**PROBLEM**
What lines of the data include the string "with"? Copy them all.

☆ ☆ ☆

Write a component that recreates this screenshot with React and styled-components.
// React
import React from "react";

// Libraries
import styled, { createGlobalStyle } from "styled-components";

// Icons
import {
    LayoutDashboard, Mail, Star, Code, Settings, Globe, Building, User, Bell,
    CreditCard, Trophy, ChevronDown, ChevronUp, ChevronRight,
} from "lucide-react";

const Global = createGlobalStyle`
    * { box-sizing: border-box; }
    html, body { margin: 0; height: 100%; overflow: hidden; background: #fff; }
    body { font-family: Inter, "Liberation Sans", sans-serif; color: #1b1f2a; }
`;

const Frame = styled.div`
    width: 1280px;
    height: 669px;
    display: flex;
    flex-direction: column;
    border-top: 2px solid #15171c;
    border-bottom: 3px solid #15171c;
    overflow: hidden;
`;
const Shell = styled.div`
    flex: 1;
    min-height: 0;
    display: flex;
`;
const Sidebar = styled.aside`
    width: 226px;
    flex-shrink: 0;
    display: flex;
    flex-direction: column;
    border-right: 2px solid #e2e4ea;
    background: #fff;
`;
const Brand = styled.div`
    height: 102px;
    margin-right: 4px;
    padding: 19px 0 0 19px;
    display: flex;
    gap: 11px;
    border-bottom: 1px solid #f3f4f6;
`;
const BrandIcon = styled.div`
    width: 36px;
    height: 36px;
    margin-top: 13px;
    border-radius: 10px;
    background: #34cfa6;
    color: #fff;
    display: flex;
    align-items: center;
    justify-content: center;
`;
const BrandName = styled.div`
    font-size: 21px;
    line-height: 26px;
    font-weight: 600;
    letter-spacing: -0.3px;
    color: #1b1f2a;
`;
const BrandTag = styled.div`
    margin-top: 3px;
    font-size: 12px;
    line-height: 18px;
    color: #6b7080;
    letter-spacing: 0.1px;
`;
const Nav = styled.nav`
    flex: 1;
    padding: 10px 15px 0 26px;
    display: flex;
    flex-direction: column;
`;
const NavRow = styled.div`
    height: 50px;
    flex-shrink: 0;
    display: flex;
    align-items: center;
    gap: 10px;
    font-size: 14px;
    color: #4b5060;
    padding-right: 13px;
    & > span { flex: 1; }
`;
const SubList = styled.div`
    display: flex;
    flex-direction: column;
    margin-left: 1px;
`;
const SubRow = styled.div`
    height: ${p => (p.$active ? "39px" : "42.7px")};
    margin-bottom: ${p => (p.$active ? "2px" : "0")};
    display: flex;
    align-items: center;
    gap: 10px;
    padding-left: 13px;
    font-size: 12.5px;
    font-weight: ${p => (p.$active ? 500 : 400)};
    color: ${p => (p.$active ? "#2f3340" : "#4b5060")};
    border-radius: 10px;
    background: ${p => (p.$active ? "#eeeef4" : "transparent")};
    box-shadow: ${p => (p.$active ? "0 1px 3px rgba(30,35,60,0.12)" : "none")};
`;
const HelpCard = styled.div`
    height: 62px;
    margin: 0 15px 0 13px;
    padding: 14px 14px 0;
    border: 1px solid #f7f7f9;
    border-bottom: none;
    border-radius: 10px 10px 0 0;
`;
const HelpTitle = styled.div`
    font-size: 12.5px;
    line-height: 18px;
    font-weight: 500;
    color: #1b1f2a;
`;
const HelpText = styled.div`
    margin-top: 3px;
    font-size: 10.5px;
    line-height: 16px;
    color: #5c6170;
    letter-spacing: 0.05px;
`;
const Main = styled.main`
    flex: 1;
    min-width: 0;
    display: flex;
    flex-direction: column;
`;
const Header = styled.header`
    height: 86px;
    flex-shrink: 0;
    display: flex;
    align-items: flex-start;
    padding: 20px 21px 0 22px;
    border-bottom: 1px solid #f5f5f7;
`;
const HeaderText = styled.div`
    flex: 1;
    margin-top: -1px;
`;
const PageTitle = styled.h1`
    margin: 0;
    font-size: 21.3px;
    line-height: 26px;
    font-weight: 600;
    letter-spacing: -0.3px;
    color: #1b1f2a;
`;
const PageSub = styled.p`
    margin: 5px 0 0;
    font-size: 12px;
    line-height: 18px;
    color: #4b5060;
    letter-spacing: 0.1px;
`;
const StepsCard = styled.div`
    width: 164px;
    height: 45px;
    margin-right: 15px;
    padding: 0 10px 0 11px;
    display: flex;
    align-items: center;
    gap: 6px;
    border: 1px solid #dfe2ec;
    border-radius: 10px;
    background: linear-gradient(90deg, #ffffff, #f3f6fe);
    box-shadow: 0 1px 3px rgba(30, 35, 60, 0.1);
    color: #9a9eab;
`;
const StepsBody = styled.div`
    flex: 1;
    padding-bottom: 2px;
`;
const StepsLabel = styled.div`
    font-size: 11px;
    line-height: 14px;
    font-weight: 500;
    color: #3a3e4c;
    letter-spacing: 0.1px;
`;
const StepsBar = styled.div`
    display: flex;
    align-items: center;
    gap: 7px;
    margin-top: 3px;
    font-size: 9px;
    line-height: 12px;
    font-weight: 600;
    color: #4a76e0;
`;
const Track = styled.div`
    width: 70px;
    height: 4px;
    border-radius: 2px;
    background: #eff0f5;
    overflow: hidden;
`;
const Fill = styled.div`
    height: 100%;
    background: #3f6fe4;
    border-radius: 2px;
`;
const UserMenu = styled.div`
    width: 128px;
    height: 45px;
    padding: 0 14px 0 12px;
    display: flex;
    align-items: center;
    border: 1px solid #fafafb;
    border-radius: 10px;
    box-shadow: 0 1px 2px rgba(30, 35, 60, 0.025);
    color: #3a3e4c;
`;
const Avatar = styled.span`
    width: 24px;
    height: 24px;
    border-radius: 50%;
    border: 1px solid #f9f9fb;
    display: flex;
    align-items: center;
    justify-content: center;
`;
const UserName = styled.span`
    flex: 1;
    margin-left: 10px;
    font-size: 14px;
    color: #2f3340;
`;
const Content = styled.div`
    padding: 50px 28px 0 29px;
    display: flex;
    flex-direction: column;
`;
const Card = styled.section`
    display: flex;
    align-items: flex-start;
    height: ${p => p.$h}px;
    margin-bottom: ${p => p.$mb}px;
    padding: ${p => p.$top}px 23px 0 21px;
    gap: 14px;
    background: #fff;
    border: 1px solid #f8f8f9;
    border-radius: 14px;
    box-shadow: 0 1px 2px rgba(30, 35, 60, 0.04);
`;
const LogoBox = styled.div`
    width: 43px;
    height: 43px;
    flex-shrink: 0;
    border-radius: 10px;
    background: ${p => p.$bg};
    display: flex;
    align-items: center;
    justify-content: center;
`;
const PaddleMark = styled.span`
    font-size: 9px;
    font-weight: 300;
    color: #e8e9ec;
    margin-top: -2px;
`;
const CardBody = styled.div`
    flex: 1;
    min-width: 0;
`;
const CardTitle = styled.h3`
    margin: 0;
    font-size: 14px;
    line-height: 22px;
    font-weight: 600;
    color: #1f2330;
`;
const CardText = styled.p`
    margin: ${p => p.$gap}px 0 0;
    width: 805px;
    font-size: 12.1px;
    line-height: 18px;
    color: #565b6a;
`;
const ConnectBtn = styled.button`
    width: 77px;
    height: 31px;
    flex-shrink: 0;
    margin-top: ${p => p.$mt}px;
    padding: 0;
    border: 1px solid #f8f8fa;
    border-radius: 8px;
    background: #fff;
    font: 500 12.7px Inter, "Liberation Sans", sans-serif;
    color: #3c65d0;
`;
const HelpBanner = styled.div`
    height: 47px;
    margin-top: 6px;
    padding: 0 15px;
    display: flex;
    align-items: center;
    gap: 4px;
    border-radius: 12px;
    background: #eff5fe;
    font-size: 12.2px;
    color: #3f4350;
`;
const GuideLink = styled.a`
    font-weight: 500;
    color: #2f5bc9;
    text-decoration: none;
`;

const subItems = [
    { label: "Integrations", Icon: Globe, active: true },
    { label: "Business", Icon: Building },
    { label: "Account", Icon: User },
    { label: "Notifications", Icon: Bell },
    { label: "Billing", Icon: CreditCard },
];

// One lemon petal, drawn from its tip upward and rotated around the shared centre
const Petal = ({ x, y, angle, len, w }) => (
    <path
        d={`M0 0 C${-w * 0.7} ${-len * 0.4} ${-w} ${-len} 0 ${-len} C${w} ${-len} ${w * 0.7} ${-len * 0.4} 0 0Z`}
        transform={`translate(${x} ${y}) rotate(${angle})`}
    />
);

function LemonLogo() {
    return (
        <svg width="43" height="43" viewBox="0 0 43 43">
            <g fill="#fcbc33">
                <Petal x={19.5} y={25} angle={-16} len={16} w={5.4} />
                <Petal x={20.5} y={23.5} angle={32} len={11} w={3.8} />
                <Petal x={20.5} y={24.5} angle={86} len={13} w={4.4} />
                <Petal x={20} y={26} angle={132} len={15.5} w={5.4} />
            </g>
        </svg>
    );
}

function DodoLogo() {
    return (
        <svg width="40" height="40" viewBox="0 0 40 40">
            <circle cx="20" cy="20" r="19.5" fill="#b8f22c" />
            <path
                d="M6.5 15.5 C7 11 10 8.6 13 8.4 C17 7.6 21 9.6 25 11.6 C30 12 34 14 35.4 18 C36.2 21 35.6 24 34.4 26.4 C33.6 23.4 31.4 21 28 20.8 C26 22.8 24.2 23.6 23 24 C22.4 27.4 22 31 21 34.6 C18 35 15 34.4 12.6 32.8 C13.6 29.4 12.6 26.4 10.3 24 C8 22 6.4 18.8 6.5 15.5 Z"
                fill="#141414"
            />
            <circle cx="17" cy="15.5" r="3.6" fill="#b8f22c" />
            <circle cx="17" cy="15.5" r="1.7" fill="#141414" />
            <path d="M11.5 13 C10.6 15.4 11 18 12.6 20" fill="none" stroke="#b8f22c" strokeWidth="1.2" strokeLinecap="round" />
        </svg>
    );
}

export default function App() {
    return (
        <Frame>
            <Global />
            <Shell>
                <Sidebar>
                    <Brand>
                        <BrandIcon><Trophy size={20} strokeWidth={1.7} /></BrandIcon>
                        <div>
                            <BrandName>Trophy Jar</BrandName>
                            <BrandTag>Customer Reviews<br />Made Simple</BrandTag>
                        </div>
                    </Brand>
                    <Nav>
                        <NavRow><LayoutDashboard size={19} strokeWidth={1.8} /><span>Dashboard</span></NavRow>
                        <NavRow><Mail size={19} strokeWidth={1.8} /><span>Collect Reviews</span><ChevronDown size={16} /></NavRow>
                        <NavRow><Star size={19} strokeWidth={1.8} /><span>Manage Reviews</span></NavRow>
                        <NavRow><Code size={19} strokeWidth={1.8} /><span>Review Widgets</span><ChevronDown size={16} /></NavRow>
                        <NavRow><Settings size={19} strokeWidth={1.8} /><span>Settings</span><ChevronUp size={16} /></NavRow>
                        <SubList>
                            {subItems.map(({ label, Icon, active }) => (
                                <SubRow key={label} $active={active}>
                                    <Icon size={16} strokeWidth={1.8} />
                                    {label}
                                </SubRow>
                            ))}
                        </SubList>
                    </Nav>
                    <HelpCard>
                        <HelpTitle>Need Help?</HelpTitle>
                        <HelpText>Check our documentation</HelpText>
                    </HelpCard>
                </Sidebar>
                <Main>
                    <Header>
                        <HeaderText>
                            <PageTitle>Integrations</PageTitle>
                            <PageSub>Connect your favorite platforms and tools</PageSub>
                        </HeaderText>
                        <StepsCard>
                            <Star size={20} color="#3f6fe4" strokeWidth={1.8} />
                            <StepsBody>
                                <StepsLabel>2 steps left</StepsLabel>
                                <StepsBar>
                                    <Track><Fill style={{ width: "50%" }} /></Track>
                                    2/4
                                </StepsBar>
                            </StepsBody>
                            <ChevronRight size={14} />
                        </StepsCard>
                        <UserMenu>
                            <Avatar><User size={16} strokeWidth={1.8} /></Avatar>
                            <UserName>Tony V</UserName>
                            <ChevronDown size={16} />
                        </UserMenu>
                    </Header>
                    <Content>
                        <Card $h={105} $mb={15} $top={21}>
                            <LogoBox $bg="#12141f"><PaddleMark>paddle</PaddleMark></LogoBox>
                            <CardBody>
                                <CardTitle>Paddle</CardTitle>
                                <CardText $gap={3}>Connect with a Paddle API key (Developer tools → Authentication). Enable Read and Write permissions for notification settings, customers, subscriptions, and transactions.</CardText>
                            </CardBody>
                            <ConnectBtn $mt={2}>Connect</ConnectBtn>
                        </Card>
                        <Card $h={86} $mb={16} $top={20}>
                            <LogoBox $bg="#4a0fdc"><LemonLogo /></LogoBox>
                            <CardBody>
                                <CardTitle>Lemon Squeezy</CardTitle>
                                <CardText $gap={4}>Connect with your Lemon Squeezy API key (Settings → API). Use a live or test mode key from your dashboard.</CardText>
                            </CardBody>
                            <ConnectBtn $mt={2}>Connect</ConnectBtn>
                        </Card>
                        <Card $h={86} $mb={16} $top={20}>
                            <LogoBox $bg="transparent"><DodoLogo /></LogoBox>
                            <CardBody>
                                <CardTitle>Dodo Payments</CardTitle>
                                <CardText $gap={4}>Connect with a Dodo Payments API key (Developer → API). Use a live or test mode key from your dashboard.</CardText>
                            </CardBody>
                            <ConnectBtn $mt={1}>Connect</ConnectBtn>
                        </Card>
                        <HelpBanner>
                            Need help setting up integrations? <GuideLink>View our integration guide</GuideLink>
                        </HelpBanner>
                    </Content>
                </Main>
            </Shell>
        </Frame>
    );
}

☆ ☆ ☆

**RESULT OF THE TASK**
Write a component that recreates this screenshot with React and styled-components.
                                <CardText $gap={3}>Connect with a Paddle API key (Developer tools → Authentication). Enable Read and Write permissions for notification settings, customers, subscriptions, and transactions.</CardText>
                                <CardText $gap={4}>Connect with your Lemon Squeezy API key (Settings → API). Use a live or test mode key from your dashboard.</CardText>
                                <CardText $gap={4}>Connect with a Dodo Payments API key (Developer → API). Use a live or test mode key from your dashboard.</CardText>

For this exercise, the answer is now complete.